How does that excuse it? He's not saying they should give up morality and simply protect their own interests...
He's saying that Christianity isn't really a practicable moral code. If you continually turn the other cheek, you will allow bullies to abuse you and those around you.
"You have heard that it was said, 'An eye for an eye, and a tooth for a tooth.' But I tell you, do not resist an evil person. If someone strikes you on the right cheek, turn to him the other also. And if someone wants to sue you and take your tunic, let him have your cloak as well. If someone forces you to go one mile, go with him two miles. Give to the one who asks you, and do not turn away from the one who wants to borrow from you."
That doesn't seem like a metaphor to me...
What is pathetic about this thread is that it seeks to exploit the abused to score points.
You can if you wish claim that I am motivated by a desire to defend a faith, but the simple fact is that anyone with a modicum of knowledge about the christain faith would never conclude that it was an intrinsic part of that faith that children should be brutalised or that it was ok to do so.
The thread further ignores the very obvous fact that it was the civil authiorty that delivered these childern to the institutions and also it is now common knowledge that those in the civil authority were aware that the conditions wthin these institutions were harsh and cruel yet they stood by and considered that acceptable. The plain fact of the matter is that it is only in recent times that children have become to be seen as people at all. How many children perished stuck up chimneys for example? And my upset has nothing to do with your silly attack on the catholic church it is your attempt to exploit the abused to do it that I find dispicable.
BTW the roots of what happened to these children lies not in any failure of a faith but in the failure to embrace socialist principles when considering the affairs of the people, all the people.
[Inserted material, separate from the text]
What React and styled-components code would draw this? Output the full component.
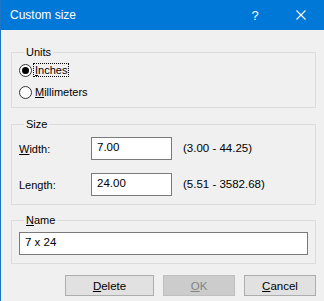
import React from 'react';
import styled, { createGlobalStyle } from 'styled-components';

/* Global */
const GlobalStyle = createGlobalStyle`
  html, body {
    margin: 0;
    padding: 0;
    background: #f0f0f0;
  }
  body {
    font-family: "Liberation Sans", Arial, sans-serif;
    font-size: 11px;
    color: #000;
  }
`;

/* Window chrome */
const Window = styled.div`
  width: 324px;
  height: 301px;
  box-sizing: border-box;
  border-left: 1px solid #1f75c4;
  background: #f0f0f0;
  display: flex;
  flex-direction: column;
  overflow: hidden;
`;
const TitleBar = styled.div`
  height: 30px;
  flex: none;
  display: flex;
  align-items: center;
  background: #0078d7;
  color: #fff;
  padding-left: 9px;
`;
const Title = styled.div`
  flex: 1;
  font-size: 12px;
`;
const CaptionButton = styled.div`
  width: 46px;
  height: 30px;
  display: flex;
  align-items: center;
  justify-content: center;
  font-size: 13px;
`;

/* Body */
const Body = styled.div`
  padding: 16px 8px 0 10px;
  display: flex;
  flex-direction: column;
`;
const Group = styled.fieldset`
  margin: ${p => p.$mt || 0}px 0 0 0;
  padding: ${p => p.$pt}px 7px ${p => p.$pb}px 7px;
  border: 1px solid #dcdcdc;
  min-width: 0;
`;
const Legend = styled.legend`
  padding: 0 2px;
  margin-left: 5px;
  line-height: 13px;
  font-size: 11px;
`;
const Key = styled.span`
  text-decoration: underline;
`;

/* Radios */
const RadioRow = styled.div`
  height: 22px;
  display: flex;
  align-items: center;
  gap: 2px;
`;
const RadioCircle = styled.span`
  width: 11px;
  height: 11px;
  border: 1px solid #333;
  border-radius: 50%;
  background: #fff;
  display: flex;
  align-items: center;
  justify-content: center;
  &::after {
    content: '';
    display: ${p => (p.$checked ? 'block' : 'none')};
    width: 7px;
    height: 7px;
    border-radius: 50%;
    background: #000;
  }
`;
const RadioLabel = styled.span`
  padding: 0 1px;
  line-height: 12px;
  outline: ${p => (p.$focused ? '1px dotted #000' : 'none')};
`;

/* Size grid */
const SizeGrid = styled.div`
  display: grid;
  grid-template-columns: 72px 81px auto;
  row-gap: 13px;
  align-items: center;
`;
const TextBox = styled.div`
  height: ${p => p.$h || 23}px;
  box-sizing: border-box;
  border: 1px solid #7a7a7a;
  background: #fff;
  padding: 2px 5px 0;
  line-height: 15px;
  font-size: 11.5px;
`;
const Range = styled.span`
  margin-top: -2px;
  padding-left: 11px;
  font-size: 11.5px;
`;

/* Buttons */
const ButtonRow = styled.div`
  margin-top: 11px;
  display: flex;
  justify-content: flex-end;
  gap: 9px;
`;
const Button = styled.div`
  width: ${p => p.$w}px;
  height: 21px;
  box-sizing: border-box;
  display: flex;
  align-items: center;
  justify-content: center;
  border: 1px solid ${p => (p.$disabled ? '#bfbfbf' : '#adadad')};
  background: ${p => (p.$disabled ? '#cccccc' : '#e1e1e1')};
  color: ${p => (p.$disabled ? '#838383' : '#000')};
  font-size: 11.5px;
`;

const CloseIcon = () => (
  <svg width="10" height="10" viewBox="0 0 10 10">
    <path d="M0.5 0.5 L9.5 9.5 M9.5 0.5 L0.5 9.5" stroke="#fff" strokeWidth="1.1" fill="none" />
  </svg>
);

export default function App() {
  return (
    <>
      <GlobalStyle />
      <Window>
        <TitleBar>
          <Title>Custom size</Title>
          <CaptionButton>?</CaptionButton>
          <CaptionButton><CloseIcon /></CaptionButton>
        </TitleBar>

        <Body>
          <Group $pt={0} $pb={4}>
            <Legend>Units</Legend>
            <RadioRow>
              <RadioCircle $checked />
              <RadioLabel $focused><Key>I</Key>nches</RadioLabel>
            </RadioRow>
            <RadioRow>
              <RadioCircle />
              <RadioLabel><Key>M</Key>illimeters</RadioLabel>
            </RadioRow>
          </Group>

          <Group $mt={10} $pt={6} $pb={8}>
            <Legend>Size</Legend>
            <SizeGrid>
              <span><Key>W</Key>idth:</span>
              <TextBox>7.00</TextBox>
              <Range>(3.00 - 44.25)</Range>
              <span>Len<Key>g</Key>th:</span>
              <TextBox>24.00</TextBox>
              <Range>(5.51 - 3582.68)</Range>
            </SizeGrid>
          </Group>

          <Group $mt={9} $pt={5} $pb={8}>
            <Legend><Key>N</Key>ame</Legend>
            <TextBox $h={23}>7 x 24</TextBox>
          </Group>

          <ButtonRow>
            <Button $w={89}><span><Key>D</Key>elete</span></Button>
            <Button $w={72} $disabled><span><Key>O</Key>K</span></Button>
            <Button $w={72}><span><Key>C</Key>ancel</span></Button>
          </ButtonRow>
        </Body>
      </Window>
    </>
  );
}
Christianity does not try to impose impossible standards and exact punishment for their inevitable breach. It represents an ideal, for which one is to try to aim. The central tenets of Christianity are simple commands which promote love for one another and God. They are not some exhaustive list of proscriptions/punishments. We find Christianity demanding because it can clash with our baser instincts. Those guilty of abuse chose instinct over principle, the expedient over the ideal.
It's partly metaphor. I don't think Jesus meant that we should only literally turn the other cheek when we are literally being stuck. He meant that when somebody offends you, striles out against you (even non-violently), do not offend that person in retribution. Forgive rather than retaliate. Not easy but preferable to the retributory approach.